(5/5)

# CSCI 335 Fall 2021 HW 4: Sorting Sort.h (code from sorting routines in Chapter 7)

INSTRUCTIONS TO CANDIDATES

I need help with an assignment

CSCI 335 Fall 2021

HW 4: Sorting

108 points (63 autograder + 45 style, design, documentation)

This is an individual assignment

In this assignment you are going to compare various sorting algorithms. You will also

modify the algorithms in order for a Comparator class to be used for comparisons. You will

then further experiment with algorithmic variations.

Code Files provided:

1. Sort.h (code from sorting routines in Chapter 7)

2. test_sorting_algorithms.cc

Question 1 (80 points)

******** Step 1 ********* (10 points)

You should write a small function that verifies that a collection is in sorted order.

template<typename Comparable, typename Comparator>

bool VerifyOrder(const vector<Comparable> &input, Comparator less_than)

The above function should return true if and only if the input is in sorted order according to

the Comparator. For example, in order to check whether a vector of integers (vector<int>

input_vector) is sorted from smaller to larger, you need to call:

VerifyOrder(input_vector, less<int>{});

If you want to check whether the vector is sorted from larger to smaller you need to call

VerifyOrder(input_vector, greater<int>{});

This function should be placed inside test_sorting_algorithms.cc

All deliverables are described at the end of the file.

Next, you should write two functions, one that generates a random vector, and another that

generates a sorted vector. The sorted vector should generate a vector of increasing or

decreasing values based on bool smaller_to_larger.
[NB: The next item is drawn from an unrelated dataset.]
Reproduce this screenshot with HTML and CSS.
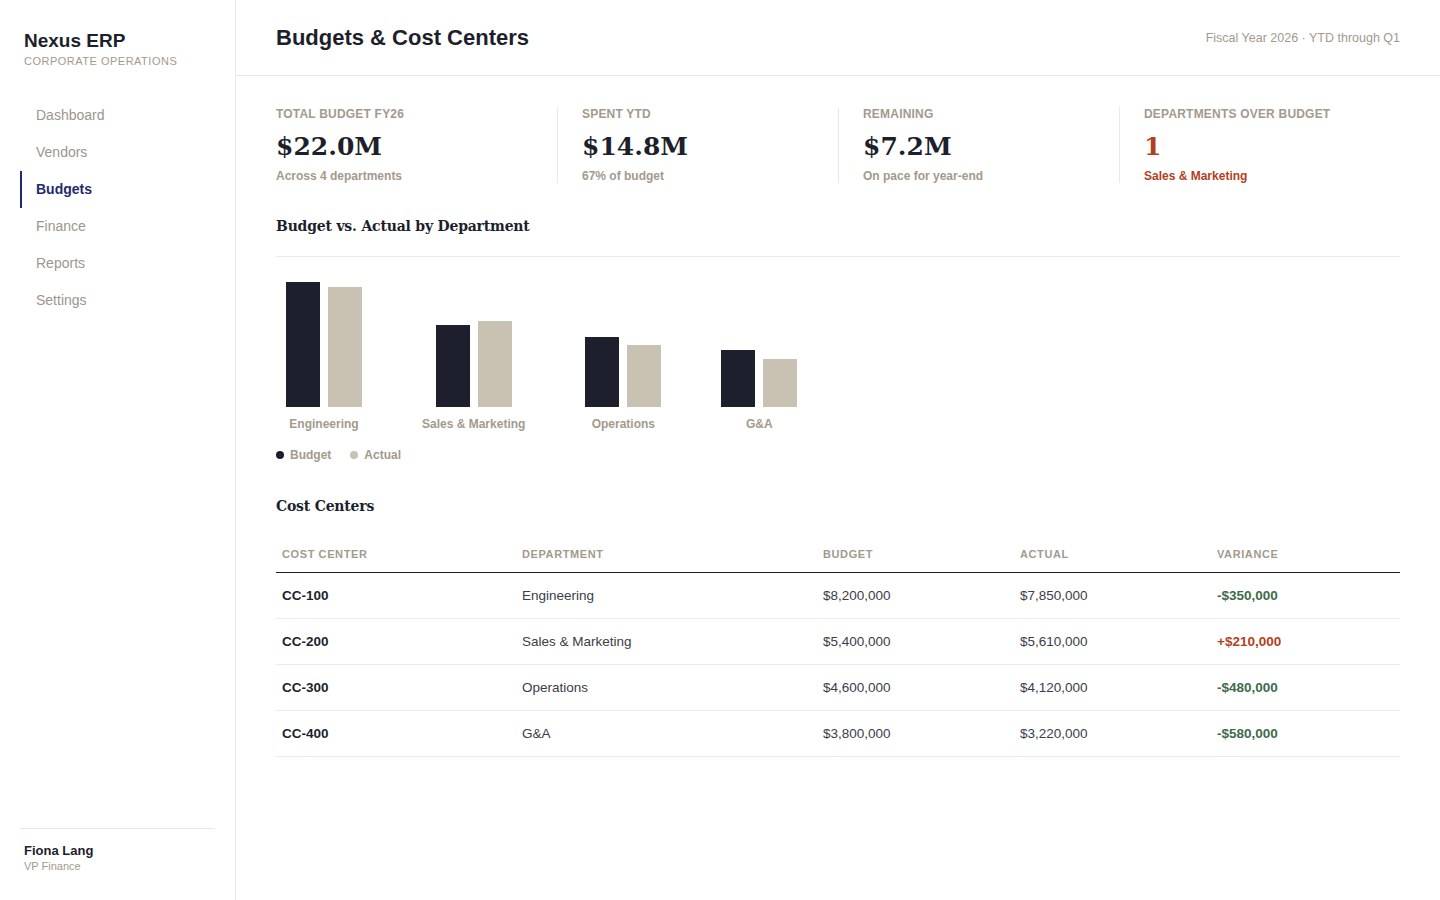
FILE: index.html
```html
<!DOCTYPE html>
<html lang="en">
<head>
<meta charset="utf-8">
<title>Budgets & Cost Centers — Nexus ERP</title>
<link rel="stylesheet" href="styles.css">
</head>
<body>
<div class="app">
  <aside class="sidebar">
    <div class="brand">
      <div class="brand-name">Nexus ERP</div>
      <div class="brand-sub">CORPORATE OPERATIONS</div>
    </div>
    <nav class="nav">
      <a class="nav-item">Dashboard</a>
      <a class="nav-item">Vendors</a>
      <a class="nav-item active">Budgets</a>
      <a class="nav-item">Finance</a>
      <a class="nav-item">Reports</a>
      <a class="nav-item">Settings</a>
    </nav>
    <div class="user">
      <div class="user-name">Fiona Lang</div>
      <div class="user-role">VP Finance</div>
    </div>
  </aside>
  <main class="main">
    <header class="topbar">
      <h1 class="page-title">Budgets &amp; Cost Centers</h1>
      <div class="period">Fiscal Year 2026 · YTD through Q1</div>
    </header>
    <div class="content">
      <section class="kpis">
        <div class="kpi">
          <div class="kpi-label">TOTAL BUDGET FY26</div>
          <div class="kpi-value">$22.0M</div>
          <div class="kpi-sub">Across 4 departments</div>
        </div>
        <div class="kpi">
          <div class="kpi-label">SPENT YTD</div>
          <div class="kpi-value">$14.8M</div>
          <div class="kpi-sub">67% of budget</div>
        </div>
        <div class="kpi">
          <div class="kpi-label">REMAINING</div>
          <div class="kpi-value">$7.2M</div>
          <div class="kpi-sub">On pace for year-end</div>
        </div>
        <div class="kpi">
          <div class="kpi-label">DEPARTMENTS OVER BUDGET</div>
          <div class="kpi-value alert">1</div>
          <div class="kpi-sub alert">Sales &amp; Marketing</div>
        </div>
      </section>

      <section class="chart-section">
        <h2 class="section-title chart-title">Budget vs. Actual by Department</h2>
        <div class="chart">
          <div class="group">
            <div class="bars">
              <div class="bar budget" style="height:125px"></div>
              <div class="bar actual" style="height:120px"></div>
            </div>
            <div class="group-label">Engineering</div>
          </div>
          <div class="group">
            <div class="bars">
              <div class="bar budget" style="height:82px"></div>
              <div class="bar actual" style="height:86px"></div>
            </div>
            <div class="group-label">Sales &amp; Marketing</div>
          </div>
          <div class="group">
            <div class="bars">
              <div class="bar budget" style="height:70px"></div>
              <div class="bar actual" style="height:62px"></div>
            </div>
            <div class="group-label">Operations</div>
          </div>
          <div class="group">
            <div class="bars">
              <div class="bar budget" style="height:57px"></div>
              <div class="bar actual" style="height:48px"></div>
            </div>
            <div class="group-label">G&amp;A</div>
          </div>
        </div>
        <div class="legend">
          <span class="legend-item"><span class="dot budget"></span>Budget</span>
          <span class="legend-item"><span class="dot actual"></span>Actual</span>
        </div>
      </section>

      <section class="table-section">
        <h2 class="section-title">Cost Centers</h2>
        <table class="cc-table">
          <colgroup>
            <col class="c1"><col class="c2"><col class="c3"><col class="c4"><col class="c5">
          </colgroup>
          <thead>
            <tr><th>COST CENTER</th><th>DEPARTMENT</th><th>BUDGET</th><th>ACTUAL</th><th>VARIANCE</th></tr>
          </thead>
          <tbody>
            <tr><td class="code">CC-100</td><td class="dept">Engineering</td><td>$8,200,000</td><td>$7,850,000</td><td class="var under">-$350,000</td></tr>
            <tr><td class="code">CC-200</td><td class="dept">Sales &amp; Marketing</td><td>$5,400,000</td><td>$5,610,000</td><td class="var over">+$210,000</td></tr>
            <tr><td class="code">CC-300</td><td class="dept">Operations</td><td>$4,600,000</td><td>$4,120,000</td><td class="var under">-$480,000</td></tr>
            <tr><td class="code">CC-400</td><td class="dept">G&amp;A</td><td>$3,800,000</td><td>$3,220,000</td><td class="var under">-$580,000</td></tr>
          </tbody>
        </table>
      </section>
    </div>
  </main>
</div>
</body>
</html>
```

FILE: styles.css
```css
* { box-sizing: border-box; }
html, body { margin: 0; padding: 0; }
body {
  font-family: "Liberation Sans", Arial, sans-serif;
  color: #1d1f2c;
  background: #ffffff;
}
.app {
  display: flex;
  width: 1440px;
  height: 900px;
}

/* Sidebar */
.sidebar {
  width: 236px;
  flex: 0 0 236px;
  border-right: 1px solid #ece9e2;
  display: flex;
  flex-direction: column;
  padding: 29px 20px 27px 20px;
}
.brand { padding-left: 4px; }
.brand-name {
  font-size: 19px;
  font-weight: 700;
  line-height: 24px;
  color: #1d1f2c;
}
.brand-sub {
  font-size: 11px;
  line-height: 14px;
  letter-spacing: 0.5px;
  color: #a39a8c;
  margin-top: 1px;
}
.nav {
  display: flex;
  flex-direction: column;
  margin-top: 29px;
}
.nav-item {
  display: block;
  height: 37px;
  line-height: 37px;
  font-size: 14px;
  color: #9c968e;
  padding-left: 14px;
  border-left: 2px solid transparent;
}
.nav-item.active {
  border-left-color: #1f2a6e;
  color: #1f2a6e;
  font-weight: 700;
}
.user {
  margin-top: auto;
  border-top: 1px solid #ece9e2;
  padding: 13px 4px 0 4px;
}
.user-name {
  font-size: 13px;
  font-weight: 700;
  line-height: 17px;
  color: #1d1f2c;
}
.user-role {
  font-size: 11px;
  line-height: 14px;
  color: #a39a8c;
}

/* Main */
.main {
  flex: 1;
  display: flex;
  flex-direction: column;
  min-width: 0;
}
.topbar {
  height: 76px;
  border-bottom: 1px solid #ece9e2;
  display: flex;
  align-items: center;
  justify-content: space-between;
  padding: 0 40px 0 40px;
}
.page-title {
  margin: 0;
  font-size: 22px;
  font-weight: 700;
  line-height: 28px;
  color: #1d1f2c;
}
.period {
  font-size: 12.5px;
  color: #a39a8c;
}
.content {
  padding: 31px 40px 0 40px;
}

/* KPIs */
.kpis {
  display: grid;
  grid-template-columns: repeat(4, 1fr);
}
.kpi {
  padding: 0 24px 0 0;
}
.kpi + .kpi {
  border-left: 1px solid #ece9e2;
  padding-left: 24px;
}
.kpi-label {
  font-size: 12px;
  font-weight: 700;
  line-height: 14px;
  letter-spacing: 0.2px;
  color: #a39a8c;
}
.kpi-value {
  font-family: "DejaVu Serif", "Liberation Serif", Georgia, serif;
  font-size: 25px;
  font-weight: 700;
  line-height: 34px;
  margin-top: 9px;
  color: #1d1f2c;
}
.kpi-sub {
  font-size: 12px;
  font-weight: 700;
  line-height: 14px;
  color: #a39a8c;
  margin-top: 5px;
}
.kpi-value.alert { color: #b23f1e; }
.kpi-sub.alert { color: #b23f1e; }

/* Section titles */
.section-title {
  font-family: "DejaVu Serif", "Liberation Serif", Georgia, serif;
  font-size: 14px;
  font-weight: 700;
  letter-spacing: -0.2px;
  line-height: 20px;
  margin: 0;
  color: #1d1f2c;
}
.chart-section { margin-top: 33px; }
.chart-title {
  padding-bottom: 20px;
  border-bottom: 1px solid #ece9e2;
}
.chart {
  display: flex;
  align-items: flex-start;
  gap: 60px;
  padding: 25px 10px 0 10px;
}
.group {
  display: flex;
  flex-direction: column;
  align-items: center;
}
.bars {
  display: flex;
  align-items: flex-end;
  gap: 8px;
  height: 125px;
}
.bar { width: 34px; }
.bar.budget { background: #1e1f2c; }
.bar.actual { background: #c9c1b2; }
.group-label {
  margin-top: 10px;
  font-size: 12px;
  font-weight: 700;
  line-height: 14px;
  color: #a39a8c;
  white-space: nowrap;
}
.legend {
  display: flex;
  gap: 19px;
  margin-top: 17px;
  font-size: 12px;
  font-weight: 700;
  line-height: 14px;
  color: #a39a8c;
}
.legend-item {
  display: inline-flex;
  align-items: center;
}
.dot {
  width: 8px;
  height: 8px;
  border-radius: 50%;
  margin-right: 6px;
}
.dot.budget { background: #1e1f2c; }
.dot.actual { background: #c9c1b2; }

/* Table */
.table-section { margin-top: 34px; }
.cc-table {
  width: 100%;
  border-collapse: collapse;
  margin-top: 31px;
  table-layout: fixed;
}
.c1 { width: 240px; }
.c2 { width: 301px; }
.c3 { width: 197px; }
.c4 { width: 197px; }
.c5 { width: 189px; }
.cc-table th {
  text-align: left;
  font-size: 11px;
  font-weight: 700;
  letter-spacing: 0.6px;
  color: #a39a8c;
  padding: 0 6px 11px 6px;
  line-height: 14px;
  border-bottom: 1.5px solid #1d1f2c;
}
.cc-table td {
  font-size: 13.5px;
  line-height: 17px;
  color: #3b3d47;
  padding: 14px 6px 14px 6px;
  border-bottom: 1px solid #efece6;
  height: 46px;
}
.cc-table td.code {
  font-weight: 700;
  color: #1d1f2c;
}
.cc-table td.var { font-weight: 700; }
.cc-table td.under { color: #3e6b4a; }
.cc-table td.over { color: #b23f1e; }
```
You will use both of these for your

own testing purposes.

The function signatures should be as follows.

1) vector<int> GenerateRandomVector(size_t size_of_vector)

2) vector<int> GenerateSortedVector(size_t size_of_vector, bool

smaller_to_larger)

Note: Look at the TestTiming() and ComputeDuration()functions given to you in

test_sorting_algorithms.cc.

This will show you the way to compute the duration in nanoseconds of a

piece of code when it runs.

Please comment out the TestTiming() function before you submit. You should

keep the ComputeDuration() function.

******** Step 2 ********* (70 Points)

You will now modify several sorting algorithms provided to you in Sort.h. You will modify:

HeapSort, MergeSort, and QuickSort.

You should modify these algorithms so that they each take a Comparator with their

input.

The signatures for these sorts should be (see file Sort.h where the signatures are provided):

template <typename Comparable, typename Comparator>

void HeapSort(vector<Comparable> &a, Comparator less_than)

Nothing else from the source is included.